Over about 48 hours, Mnuchin tamped down concern of any shift in currency policy, hammering home at a news conference early on Saturday that the US’ longstanding commitment to a strong greenback remains intact.
He also said the US is not trying to intervene in the US dollar market.
His comments at the summit followed tweets on Friday from US President Donald Trump, who accused China and the eurozone of manipulating their currencies while complaining that a rising dollar is hurting the US.
His comments caused the greenback on Friday to weaken the most in four months as investors feared that Trump was embarking on a new era of jawboning the currency to boost exports.
However, by the end of the G20 meetings, few central bankers or finance ministers were talking about a potential currency war in which nations compete to devalue their exchange rates.

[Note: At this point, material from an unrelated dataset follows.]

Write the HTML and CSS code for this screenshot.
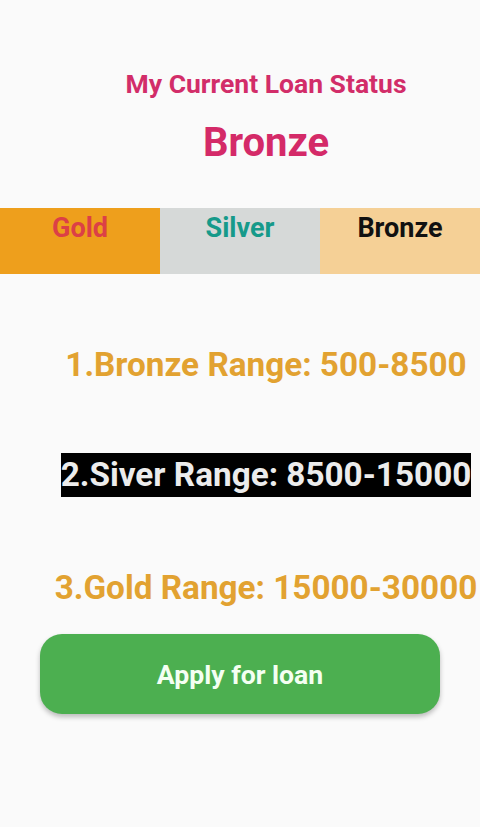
FILE: index.html
```html
<!DOCTYPE html>
<html>
<head>
<meta charset="utf-8">
<link rel="stylesheet" href="styles.css">
</head>
<body>
<div class="page">
  <header class="head">
    <div class="title">My Current Loan Status</div>
    <div class="level">Bronze</div>
  </header>
  <div class="tabs">
    <div class="tab tab-gold">Gold</div>
    <div class="tab tab-silver">Silver</div>
    <div class="tab tab-bronze">Bronze</div>
  </div>
  <div class="ranges">
    <div class="range range-1">1.Bronze Range: 500-8500</div>
    <div class="range range-2"><span class="hl">2.Siver Range: 8500-15000</span></div>
    <div class="range range-3">3.Gold Range: 15000-30000</div>
  </div>
  <div class="actions">
    <button class="apply">Apply for loan</button>
  </div>
</div>
</body>
</html>
```
FILE: styles.css
```css
html, body {
  margin: 0;
  padding: 0;
  background: #fafafa;
}
body {
  font-family: Roboto, "Noto Sans", sans-serif;
  width: 480px;
  height: 827px;
  overflow: hidden;
}
.page {
  display: flex;
  flex-direction: column;
}
.head {
  display: flex;
  flex-direction: column;
  align-items: center;
  padding: 68px 0 0 52px;
  height: 208px;
  box-sizing: border-box;
  flex-shrink: 0;
}
.title {
  font-size: 26.5px;
  font-weight: 700;
  color: #d22d69;
  line-height: 32px;
}
.level {
  margin-top: 19px;
  font-size: 40px;
  font-weight: 700;
  color: #d42a68;
  line-height: 48px;
}
.tabs {
  display: grid;
  grid-template-columns: 160px 160px 160px;
  height: 66px;
  flex-shrink: 0;
}
.tab {
  text-align: center;
  font-size: 27px;
  font-weight: 700;
  padding-top: 4px;
  line-height: 32px;
}
.tab-gold { background: #ee9f1c; color: #dc4046; }
.tab-silver { background: #d6d9d8; color: #169a8a; }
.tab-bronze { background: #f5d096; color: #111; }
.ranges {
  display: flex;
  flex-direction: column;
  align-items: center;
  padding: 69px 0 0 52px;
}
.range {
  font-size: 33.3px;
  font-weight: 700;
  line-height: 44px;
  color: #e2a231;
  white-space: nowrap;
}
.range-2 {
  margin-top: 66px;
}
.hl {
  display: inline-block;
  background: #000;
  color: #ececec;
  line-height: 44px;
}
.range-3 {
  margin-top: 69px;
}
.actions {
  display: flex;
  justify-content: center;
  padding-top: 24px;
}
.apply {
  width: 400px;
  height: 80px;
  border: none;
  border-radius: 22px;
  background: #4caf50;
  color: #f4fff2;
  font-family: Roboto, "Noto Sans", sans-serif;
  font-size: 26.6px;
  font-weight: 700;
  box-shadow: 0 3px 5px rgba(0,0,0,0.25);
}
```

“We didn’t discuss the topic,” Spanish Minister of Economy and Enterprise Nadia Calvino told reporters on Sunday afternoon.
Participants instead focused much of their attention on a global trade conflict, as tit-for-tat tariffs between the US and its partners threaten to undermine business confidence, disrupt global supply chains and elevate consumer prices.
IMF managing director Christine Lagarde also raised alarm about the disputes, urging G20 nations to resolve disagreements via international cooperation.
The countries published a final communique at the close of the summit warning that risks to the world economy have increased amid heightened trade tensions.
After more than a dozen bilateral meetings, plenary sessions and a working dinner at a local steak house, Mnuchin said that it had been simple to reach agreement on the group’s final statement.
“It was the easiest communique — it was finished yesterday,” he said on Sunday.
Despite his diplomacy on the currency front, Mnuchin did not soften the US administration’s stance on trade and its tough rhetoric against Beijing.
As part of its push to rebalance world trade in the US’ favor, the White House has slapped tariffs on global steel and aluminum imports, as well as US$34 billion of Chinese goods.
Mnuchin on Saturday told reporters that the White House would continue to pressure countries to open their markets to US exports and investments, and questioned whether the yuan’s decline was the result of market forces or government interference.
Mnuchin said the US would closely monitor China’s exchange rate, which has fallen more than any major currency over the past month.